Asked Thursday about the adequacy of Prepa’s tree pruning program, Ortiz acknowledged that priority was given to removing vegetation close to major transmission lines and that work involving the 900,000 pole distribution system has yet to be completed.
“This is because if a transmission tower collapses, you are talking about people going without power for weeks,” he said during a press conference on Thursday.
Ortiz acknowledged that fewer than 200 Prepa workers have been assigned to tree trimming work, although he said the total number of workers with this task is higher due to the hiring of three private companies.
“We want to work this through a private service,” he said.
In fact, Prepa’s 2020 fiscal plan, certified by Puerto Rico’s Financial Oversight & Management Board (FOMB), states that the public utility maintained a “surplus” of $153 million and a “cash reserve” of $510 million during fiscal year 2020, which ended June 30, “driven by underspending in vegetation management and necessary maintenance expenses.”
The plan projects a “deficit” of $132 million during current fiscal year 2021, which began on July 1, due to the “front-end transition fee” Prepa will make, using “cash on hand,” to the LUMA Energy LLC consortium, which was hired last month to run the utility’s transmission and distribution (T&D) lines and manage services to clients in a $1.4 billion, 15-year contract.
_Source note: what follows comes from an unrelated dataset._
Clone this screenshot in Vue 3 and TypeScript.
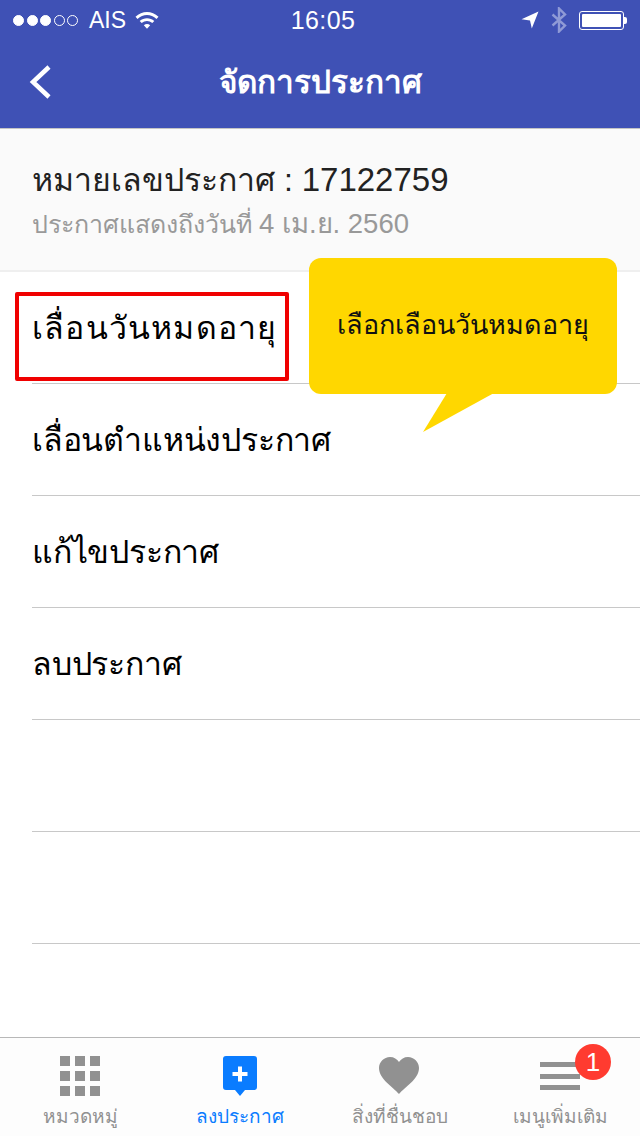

Prepa has requested U.S. District Judge Laura Taylor Swain, who is overseeing the commonwealth’s debt restructuring process, to approve $136.4 million for the transition fee payment to LUMA, which includes reimbursement for salaries and expenses of those consortium employees and contractors or its affiliates that provide certain services to Prepa during the 320-day transition period, at the end of which LUMA will rebrand Prepa’s and take over its T&D system and services to customers.